Letter of apology and reconciliation
On May 12, 2008, Hagee issued a letter of apology to William Donohue, the president of the Catholic League, expressing regret for “any comments that Catholics have found hurtful.” He apologized for condemning Catholics for what he viewed was their persecution of Jews, and outright stated that he did not believe that, and many other previously held views, any longer. He also said that the “great whore” comments were taken out of context and were not directed at the Catholic Church. He went on to explain that his comments about the Catholic Church were made “[i]n my zeal to oppose anti-Semitism and bigotry in all its ugly forms. I have often emphasized the darkest chapters in the history of Catholic and Protestant relations with the Jews.” Bill Donohue told Fox News, “I’m absolutely delighted … I haven’t seen such a quick turnaround in the 15 years that I have been president of the Catholic League … The tone of Hagee’s letter is sincere. He wants reconciliation and he has achieved it.” “Indeed, the Catholic League welcomes his apology,” Donohue wrote in a press release. “What Hagee has done takes courage and quite frankly I never expected him to demonstrate such sensitivity to our concerns. But he has done just that. Now Catholics, along with Jews, can work with Pastor Hagee in making interfaith relations stronger than ever. Whatever problems we had before are now history.”
Islam
On the September 20, 2006, edition of National Public Radio’s Fresh Air, Hagee discussed Islam, stating, “those who live by the Qur’an have a scriptural mandate to kill Christians and Jews … it teaches that very clearly.” He then proceeded to characterize the military threat posed by those who follow Islamic scripture: “There are 1.3 billion people who follow the Islamic faith, so if you’re saying there’s only 15 percent that want to come to America or invade Israel to crush it, you’re only talking about 200 million people. That’s far more than Hitler and Japan and Italy and all of the Axis powers in World War II had under arms.”
Judaism
Despite Hagee’s professed “Christian Zionist” beliefs and public support for the state of Israel, Hagee has made statements that some have interpreted as antisemitic. In his book Jerusalem Countdown, Hagee claims that Adolf Hitler was born from a lineage of “accursed, genocidally murderous half-breed Jews.” On page 149 in a chapter with the title ‘Who Is a Jew?’, Hagee writes:
“It was Esau’s descendants who produced the half-breed Jews of history who have persecuted and murdered the Jews beyond human comprehension … Adolf Hitler was a distant descendant of Esau.”
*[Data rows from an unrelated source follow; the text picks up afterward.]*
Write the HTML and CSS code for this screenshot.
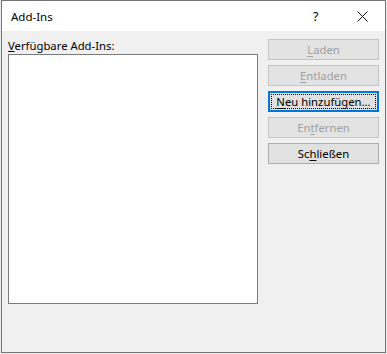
FILE: index.html
```html
<!DOCTYPE html>
<html lang="de">
<head>
<meta charset="utf-8">
<title>Add-Ins</title>
<link rel="stylesheet" href="styles.css">
</head>
<body>
<div class="window">
  <div class="titlebar">
    <span class="title">Add-Ins</span>
    <span class="help">?</span>
    <span class="close">
      <svg width="11" height="11" viewBox="0 0 11 11"><path d="M0.5 0.5 L10.5 10.5 M10.5 0.5 L0.5 10.5" stroke="#111" stroke-width="1" fill="none"/></svg>
    </span>
  </div>
  <div class="body">
    <div class="left">
      <div class="label"><u>V</u>erfügbare Add-Ins:</div>
      <div class="listbox"></div>
    </div>
    <div class="buttons">
      <div class="btn disabled"><u>L</u>aden</div>
      <div class="btn disabled"><u>E</u>ntladen</div>
      <div class="btn default"><span class="focus"><u>N</u>eu hinzufügen...</span></div>
      <div class="btn disabled">En<u>t</u>fernen</div>
      <div class="btn">Sc<u>h</u>ließen</div>
    </div>
  </div>
</div>
</body>
</html>
```
FILE: styles.css
```css
html, body {
  margin: 0;
  padding: 0;
  background: #ececec;
}
body {
  width: 387px;
  height: 354px;
  overflow: hidden;
  font-family: "Noto Sans", "Open Sans", sans-serif;
  font-size: 11.3px;
  color: #000;
}
.window {
  box-sizing: border-box;
  margin-left: 1px;
  width: 385px;
  height: 353px;
  border: 1px solid #747474;
  background: #f0f0f0;
  display: flex;
  flex-direction: column;
}
.titlebar {
  height: 30px;
  background: #fff;
  display: flex;
  align-items: center;
  padding-left: 9px;
}
.title {
  flex: 1;
  font-size: 11.5px;
  color: #000;
}
.help {
  width: 10px;
  font-size: 12.5px;
  margin-right: 34px;
}
.close {
  width: 11px;
  height: 11px;
  margin-right: 17px;
  display: flex;
}
.body {
  flex: 1;
  display: flex;
  padding: 7px 0 0 6px;
  gap: 10px;
}
.left {
  display: flex;
  flex-direction: column;
}
.label {
  line-height: 15px;
  height: 15px;
  margin-bottom: 1px;
}
.listbox {
  box-sizing: border-box;
  width: 250px;
  height: 250px;
  background: #fff;
  border: 1px solid #7a7a7a;
}
.buttons {
  display: flex;
  flex-direction: column;
  gap: 5px;
  padding-top: 1px;
}
.btn {
  box-sizing: border-box;
  width: 111px;
  height: 21px;
  border: 1px solid #adadad;
  background: #e1e1e1;
  display: flex;
  align-items: center;
  justify-content: center;
  line-height: 15px;
}
.btn u {
  text-underline-offset: 2px;
}
.btn.disabled {
  border-color: #c4c4c4;
  background: #e3e3e3;
  color: #a0a0a0;
}
.btn.default {
  border: 2px solid #0078d7;
  padding: 1px;
}
.btn.default .focus {
  flex: 1;
  align-self: stretch;
  border: 1px dotted #000;
  display: flex;
  align-items: center;
  justify-content: center;
}
```
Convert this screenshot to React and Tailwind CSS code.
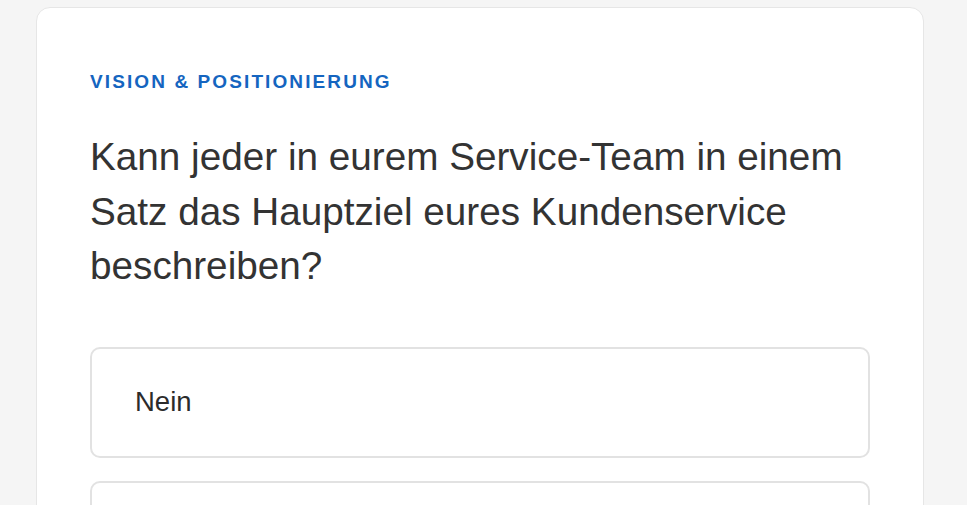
const options = ["Nein", "Teilweise", "Ja"];

export default function App() {
  return (
    <div
      className="h-screen bg-[#f5f5f5] pt-[7px] overflow-hidden"
      style={{ fontFamily: '"Liberation Sans", Arial, sans-serif' }}
    >
      <div className="ml-[36px] w-[888px] bg-white border border-[#e6e6e6] rounded-[14px] px-[53px] pt-[60px] pb-10">
        {/* Kategorie */}
        <div className="text-[19px] leading-[28px] font-bold tracking-[2.1px] text-[#1565c0]">
          VISION &amp; POSITIONIERUNG
        </div>

        {/* Frage */}
        <h2 className="mt-[34px] text-[38.7px] leading-[54.5px] text-[#333333]">
          Kann jeder in eurem Service-Team in einem Satz das Hauptziel eures
          Kundenservice beschreiben?
        </h2>

        {/* Antworten */}
        <div className="mt-[53px] flex flex-col gap-[23px]">
          {options.map((label) => (
            <button
              key={label}
              className="h-[111px] w-full text-left flex items-center pl-[43px] border-2 border-[#e2e2e2] rounded-[10px] bg-white text-[27.5px] text-[#2b2b2b]"
            >
              {label}
            </button>
          ))}
        </div>
      </div>
    </div>
  );
}
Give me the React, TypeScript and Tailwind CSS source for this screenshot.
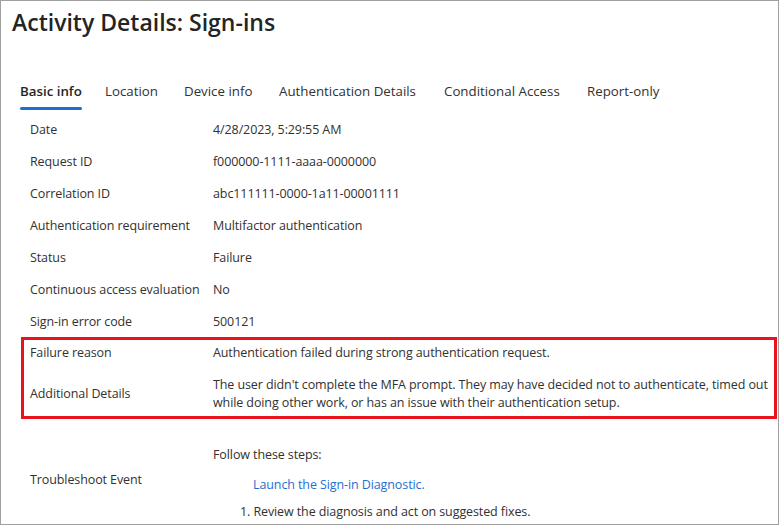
import React from "react";

const rows: [string, string][] = [
  ["Date", "4/28/2023, 5:29:55 AM"],
  ["Request ID", "f000000-1111-aaaa-0000000"],
  ["Correlation ID", "abc111111-0000-1a11-00001111"],
  ["Authentication requirement", "Multifactor authentication"],
  ["Status", "Failure"],
  ["Continuous access evaluation", "No"],
  ["Sign-in error code", "500121"],
];

const tabs: { label: string; w: string; active?: boolean }[] = [
  { label: "Basic info", w: "w-[85px]", active: true },
  { label: "Location", w: "w-[79px]" },
  { label: "Device info", w: "w-[95px]" },
  { label: "Authentication Details", w: "w-[165px]" },
  { label: "Conditional Access", w: "w-[143px]" },
  { label: "Report-only", w: "w-[100px]" },
];

export default function App() {
  return (
    <div
      className="w-[780px] h-[527px] bg-white text-[#323130]"
      style={{ fontFamily: '"Open Sans", "Noto Sans", sans-serif' }}
    >
      <div className="w-[779px] h-[525px] border border-[#a0a0a0] flex flex-col overflow-hidden">
        <div className="pl-[11px] pt-[5px] h-[74px]">
          <h1 className="text-[23px] leading-[32px] font-semibold text-[#242424]">
            Activity Details: Sign-ins
          </h1>
        </div>
        <div className="flex pl-[19px] h-[34px]">
          {tabs.map((t) => (
            <div key={t.label} className={`${t.w} shrink-0`}>
              <div className="inline-flex flex-col">
                <span
                  className={`text-[13.3px] leading-[32px] whitespace-nowrap ${
                    t.active ? "font-semibold text-[#242424]" : "text-[#323130]"
                  }`}
                >
                  {t.label}
                </span>
                {t.active && <span className="h-[3px] bg-[#1f6fd0] rounded-sm" />}
              </div>
            </div>
          ))}
        </div>
        <div className="pt-[5px] text-[12.5px] tracking-[-0.1px]">
          {rows.map(([k, v]) => (
            <div key={k} className="flex h-[32px] items-center pl-[29px]">
              <div className="w-[183px] shrink-0 whitespace-nowrap">{k}</div>
              <div className="whitespace-nowrap">{v}</div>
            </div>
          ))}
          <div className="ml-[20px] -mt-[1px] w-[756px] h-[82px] border-[3px] border-[#e8131c] pl-[6px] flex flex-col">
            <div className="flex h-[27px] items-center">
              <div className="w-[183px] shrink-0">Failure reason</div>
              <div className="whitespace-nowrap">
                Authentication failed during strong authentication request.
              </div>
            </div>
            <div className="flex h-[36px] mt-[9px] items-center">
              <div className="w-[183px] shrink-0">Additional Details</div>
              <div className="leading-[18px] whitespace-nowrap">
                <div>
                  The user didn't complete the MFA prompt. They may have decided not to
                  authenticate, timed out
                </div>
                <div>while doing other work, or has an issue with their authentication setup.</div>
              </div>
            </div>
          </div>
          <div className="flex items-start pl-[29px] mt-[27px]">
            <div className="w-[183px] shrink-0 pt-[25px] leading-[18px]">Troubleshoot Event</div>
            <div className="flex flex-col">
              <div className="leading-[18px]">Follow these steps:</div>
              <div className="leading-[18px] mt-[12px] pl-[40px] text-[#1f6fd0]">
                Launch the Sign-in Diagnostic.
              </div>
              <div className="leading-[18px] mt-[9px] pl-[27px]">
                1. Review the diagnosis and act on suggested fixes.
              </div>
            </div>
          </div>
        </div>
      </div>
    </div>
  );
}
Hagee has attributed the persecution of Jews throughout history, implicitly including the Holocaust, to disobedience, thereby attracting accusations of antisemitism:
“It was the disobedience and rebellion of the Jews, God’s chosen people, to their covenantal responsibility to serve only the one true God, Jehovah, that gave rise to the opposition and persecution that they experienced beginning in Canaan and continuing to this very day … Their own rebellion had birthed the seed of antisemitism that would arise and bring destruction to them for centuries to come … it rises from the judgment of God upon his rebellious chosen people.”
In the book, Hagee cites material from the Jewish tradition (Jeremiah 9:13–16; 44:2–4, 15–17) to justify this view. According to Hagee, his support for Israel has brought him death threats.
In 2008, in response to a question about this matter, he differentiated between his interpretation of the Bible and his understanding of modern history: “I learn from the Bible that the children of Israel were punished by God for their iniquities. But I do not presume to explain Jewish suffering in modern times. I only seek to alleviate it.”
Hagee’s interpretation of the historical role of Hitler and the Holocaust in relation to the foundation of the state of Israel has also caused offense. Hagee interprets a reference in Jeremiah 16:16 to “fishers” and “hunters” as symbols of positive motivation (Herzl and Zionism) and negative motivation (Hitler and Nazism) respectively, both sent by God for the purpose of having Jews return to the land of Israel, even suggesting that the Holocaust was willed by God because most Jews ignored Herzl’s Zionist call. Following the broadcast of Hagee’s remarks in late May 2008, some orthodox and conservative Jews have come forward to defend Hagee against charges of antisemitism, although other Jews have applauded McCain for distancing himself from Hagee.
Blood moon prophecy
Hagee, along with pastor Mark Biltz, promoted the Blood moon prophecy. Hagee wrote about the prediction in his 2013 book, “Four Blood Moons: Something Is About To Change.” The prophecy stated that a tetrad which began with the April 2014 lunar eclipse was a sign of the end times as described in the Bible. The tetrad ended with the lunar eclipse on September 27-28, 2015, with none of Hagee’s predictions materializing. Hagee and Biltz’s speculations did gain mainstream media attention in publications such as USA Today and The Washington Post. The prediction was criticized by both scientific sources and other Christians.
Political activities
In 2002, Hagee endorsed the conservative State Representative John Shields in the latter’s unsuccessful bid for the Republican primary for the District 25 seat in the Texas Senate. Hagee dubbed Shields’s opponent, incumbent Jeff Wentworth, “the most pro-abortion” of 181 legislators in both houses of the Texas legislature.
In 1996, Hagee spoke on behalf of Republican presidential primary candidate Alan Keyes, who in 2004 lost the U.S. Senate election in Illinois to Barack Obama.
In 2008, Hagee endorsed Senator John McCain in the presidential contest against Barack Obama.
In 2016, Hagee endorsed Donald Trump in the presidential contest against Hillary Clinton.